Within the last few years, however, technological advances in gas furnace design have given homeowners a myriad of choices, all of which are intended to increase indoor comfort while decreasing heating costs.

Regardless of the design, all gas furnaces consist of four main components: a burner, a heat exchanger, a blower and a vent pipe or flue.

The burner is where the gas is delivered and burned. Nearly all gas furnaces today use an electrical ignition device instead of a constantly burning pilot light to ignite the gas.

Said device works like an automobile spark plug. Whenever the thermostat calls for heat, the ignition device instantly lights the burners. By not using any gas between ignition cycles, this component conserves the fuel previously used by a pilot light.

The heat exchanger transfers the heat produced from the burning gas to the home's distribution system. They come in a variety of shapes, with a serpentine configuration being one of the most efficient and popular.

When looking at gas furnaces, the Trane Home Comfort Institute recommends that the heat exchanger is crimped instead of welded together. The new crimped method helps eliminate heat stress cracks that might occur.

The blower is a large fan that moves the heated air through ducts to the location in the home where it is needed.

The vent pipe or flue exhausts the gaseous byproducts of combustion to the outdoors. Depending on the type of furnace, venting can take place through the chimney or through a plastic pipe out the side of the house.

These four components form the basis of three types of gas furnaces: a conventional warm-air furnace, an induced draft furnace, and a condensing furnace.

Conventional warm air furnaces burn natural or propane gas to provide heat to the heat exchanger; indoor air flows around the heat exchanger to be heated and then circulated throughout the house through ducts. Other ducts return air that has cooled to the furnace to be reheated and re-circulated. Additional air is drawn into the flue for venting purposes. This air mixes with the hot exhaust gases and exits through the chimney.

Induced draft furnaces are similar except for their venting method. Conventional furnaces draw air through an opening in front of the furnace and at the flue to create a natural draft. Induced draft furnaces use a fan to draw the combustion products into the flue. This artificially created draft increases the efficiency of the furnace.

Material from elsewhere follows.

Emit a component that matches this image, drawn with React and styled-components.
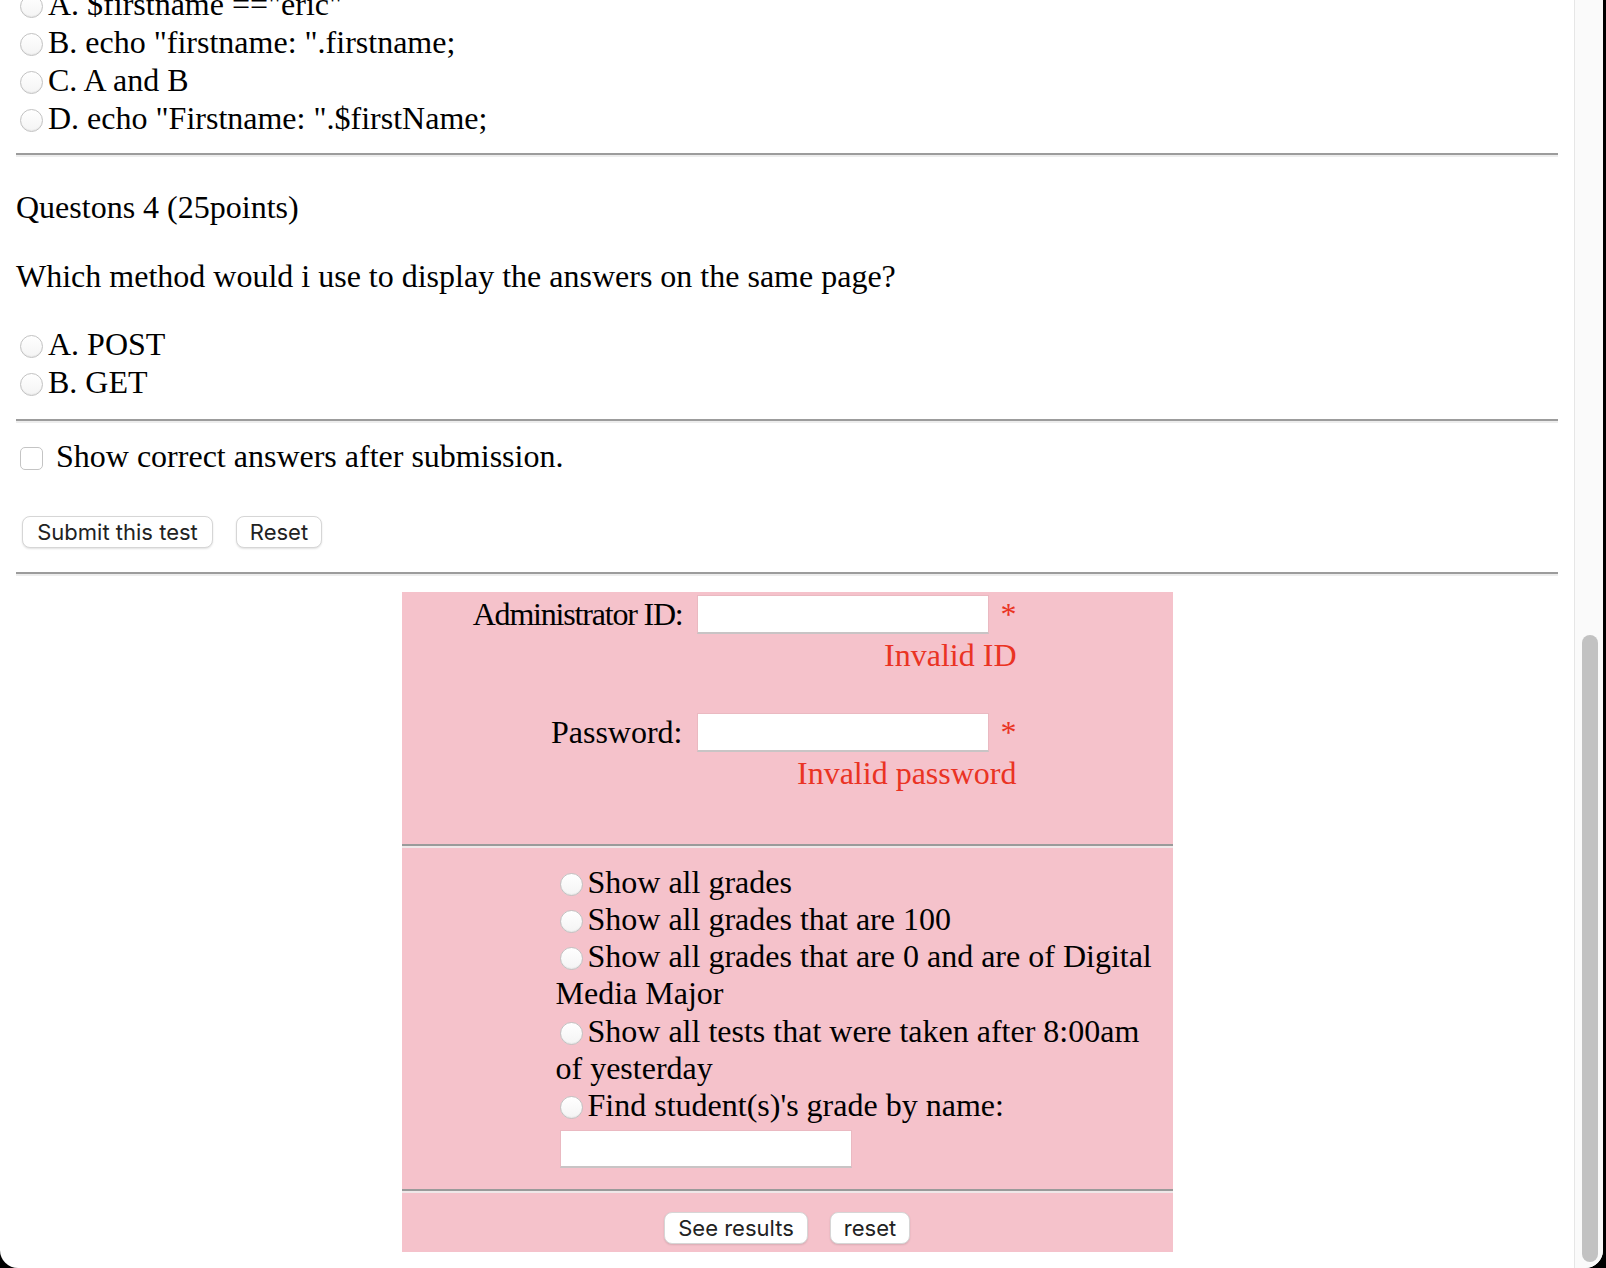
import React from "react";
import styled, { createGlobalStyle } from "styled-components";

const GlobalStyle = createGlobalStyle`
  html, body {
    margin: 0;
    padding: 0;
    background: #000;
  }
  body {
    font-family: "Liberation Serif", "Times New Roman", serif;
    font-size: 32px;
    color: #000;
  }
`;

const Window = styled.div`
  display: flex;
  width: 1603px;
  height: 1268px;
  background: #fff;
  border-radius: 0 0 18px 18px;
  overflow: hidden;
`;

const Viewport = styled.div`
  flex: 1;
  overflow: hidden;
`;

// the page is scrolled a little, so the first option sits under the top edge
const Page = styled.form`
  margin-top: -15px;
  padding: 0 16px;
`;

const OptionList = styled.div`
  margin-top: ${(p) => p.$top || 0}px;
  line-height: ${(p) => p.$lh}px;
`;

const Option = styled.label`
  display: block;
`;

const Radio = styled.input.attrs({ type: "radio" })`
  appearance: none;
  box-sizing: border-box;
  width: 23px;
  height: 23px;
  margin: 0 5px 0 4px;
  border: 1px solid #c2c2c2;
  border-radius: 50%;
  background: linear-gradient(#ffffff, #f4f4f4);
  box-shadow: inset 0 -1px 1px rgba(0, 0, 0, 0.05);
  vertical-align: -3px;
`;

const Checkbox = styled.input.attrs({ type: "checkbox" })`
  appearance: none;
  box-sizing: border-box;
  width: 23px;
  height: 23px;
  margin: 0 5px 0 4px;
  border: 1px solid #c4c4c4;
  border-radius: 5px;
  background: #fff;
  vertical-align: -3px;
`;

const Rule = styled.hr`
  height: 0;
  margin: ${(p) => p.$top}px 0 0;
  border: 0;
  border-top: 2px solid #9c9c9c;
  border-bottom: 2px solid #ededed;
`;

const Para = styled.p`
  margin: ${(p) => p.$top}px 0 0;
  line-height: 36.8px;
`;

const CheckLine = styled.label`
  display: block;
  margin-top: 15px;
  line-height: 37px;
`;

const ButtonRow = styled.div`
  display: flex;
  gap: 23px;
  margin-top: 41px;
  padding-left: 6px;
`;

const Button = styled.button`
  box-sizing: border-box;
  width: ${(p) => p.$w}px;
  height: 32px;
  padding: 0;
  font-family: Inter, "Liberation Sans", sans-serif;
  font-size: 22px;
  color: #222;
  background: #fff;
  border: 1px solid #d6d6d6;
  border-radius: 8px;
  box-shadow: 0 1px 2px rgba(0, 0, 0, 0.12);
`;

const AdminPanel = styled.div`
  width: 50%;
  margin: 16px auto 0;
  background: #f5c2cb;
`;

const FieldGrid = styled.div`
  display: grid;
  grid-template-columns: 281px 320px;
  column-gap: 14px;
  row-gap: 39px;
  padding-top: 3px;
`;

const FieldLabel = styled.label`
  text-align: right;
  line-height: 39px;
  letter-spacing: ${(p) => p.$spacing || 0}px;
`;

const InputRow = styled.div`
  display: flex;
  align-items: center;
`;

const TextInput = styled.input`
  display: block;
  box-sizing: border-box;
  width: 292px;
  height: ${(p) => p.$h || 39}px;
  margin: ${(p) => p.$margin || 0};
  padding: 0 6px;
  font: inherit;
  background: #fff;
  border: 1px solid #eab9c1;
  border-bottom: 2px solid #c8c4c5;
  border-radius: 0;
  outline: none;
`;

const Required = styled.span`
  width: 16px;
  margin-left: 12px;
  color: #ea3323;
  line-height: 39px;
`;

const ErrorText = styled.div`
  margin-top: 3px;
  line-height: 37px;
  color: #ea3323;
  text-align: right;
`;

const PanelRule = styled.hr`
  height: 0;
  margin: ${(p) => p.$top}px 0 0;
  border: 0;
  border-top: 2px solid #9a9a9a;
  border-bottom: 2px solid #efe7e8;
`;

const RadioSection = styled.div`
  padding: 16px 8px 0 154px;
  line-height: 37.3px;
`;

const PanelButtons = styled.div`
  display: flex;
  justify-content: center;
  gap: 22px;
  padding: 19px 0 8px;
`;

const ScrollTrack = styled.div`
  flex: none;
  box-sizing: border-box;
  width: 29px;
  display: flex;
  flex-direction: column;
  justify-content: flex-end;
  padding: 0 5px 6px 7px;
  background: #fafafa;
  border-left: 1px solid #e6e6e6;
`;

const ScrollThumb = styled.div`
  height: 627px;
  background: #c2c2c2;
  border-radius: 8px;
`;

const questionThree = [
  'A. $firstname =="eric"',
  'B. echo "firstname: ".firstname;',
  "C. A and B",
  'D. echo "Firstname: ".$firstName;',
];

const questionFour = ["A. POST", "B. GET"];

const reports = [
  "Show all grades",
  "Show all grades that are 100",
  "Show all grades that are 0 and are of Digital Media Major",
  "Show all tests that were taken after 8:00am of yesterday",
  "Find student(s)'s grade by name:",
];

export default function App() {
  return (
    <>
      <GlobalStyle />
      <Window>
        <Viewport>
          <Page onSubmit={(e) => e.preventDefault()}>
            <OptionList $lh={38}>
              {questionThree.map((text) => (
                <Option key={text}>
                  <Radio name="q3" />
                  {text}
                </Option>
              ))}
            </OptionList>
            <Rule $top={16} />

            <Para $top={32}>Questons 4 (25points)</Para>
            <Para $top={32}>
              Which method would i use to display the answers on the same page?
            </Para>
            <OptionList $lh={38} $top={30}>
              {questionFour.map((text) => (
                <Option key={text}>
                  <Radio name="q4" />
                  {text}
                </Option>
              ))}
            </OptionList>
            <Rule $top={18} />

            <CheckLine>
              <Checkbox /> Show correct answers after submission.
            </CheckLine>
            <ButtonRow>
              <Button type="submit" $w={191}>
                Submit this test
              </Button>
              <Button type="reset" $w={86}>
                Reset
              </Button>
            </ButtonRow>
            <Rule $top={24} />

            <AdminPanel>
              <FieldGrid>
                <FieldLabel $spacing={-1.2}>Administrator ID:</FieldLabel>
                <div>
                  <InputRow>
                    <TextInput type="text" />
                    <Required>*</Required>
                  </InputRow>
                  <ErrorText>Invalid ID</ErrorText>
                </div>
                <FieldLabel>Password:</FieldLabel>
                <div>
                  <InputRow>
                    <TextInput type="password" />
                    <Required>*</Required>
                  </InputRow>
                  <ErrorText>Invalid password</ErrorText>
                </div>
              </FieldGrid>
              <PanelRule $top={52} />

              <RadioSection>
                {reports.map((text) => (
                  <Option key={text}>
                    <Radio name="report" />
                    {text}
                  </Option>
                ))}
                <TextInput type="text" $h={38} $margin="5px 0 0 4px" />
              </RadioSection>
              <PanelRule $top={21} />

              <PanelButtons>
                <Button type="button" $w={144}>
                  See results
                </Button>
                <Button type="button" $w={80}>
                  reset
                </Button>
              </PanelButtons>
            </AdminPanel>
          </Page>
        </Viewport>
        <ScrollTrack>
          <ScrollThumb />
        </ScrollTrack>
      </Window>
    </>
  );
}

A condensing furnace is named such since it contains a second heat exchanger that condenses water vapor in the hot flue gases, thereby extracting additional heat for the home. Because the resulting flue gases are at a very low temperature, they can be vented directly outdoors through a plastic pipe that can run through a side wall. A drain disposes of the condensed water. Condensing furnaces are among the most efficient on the market.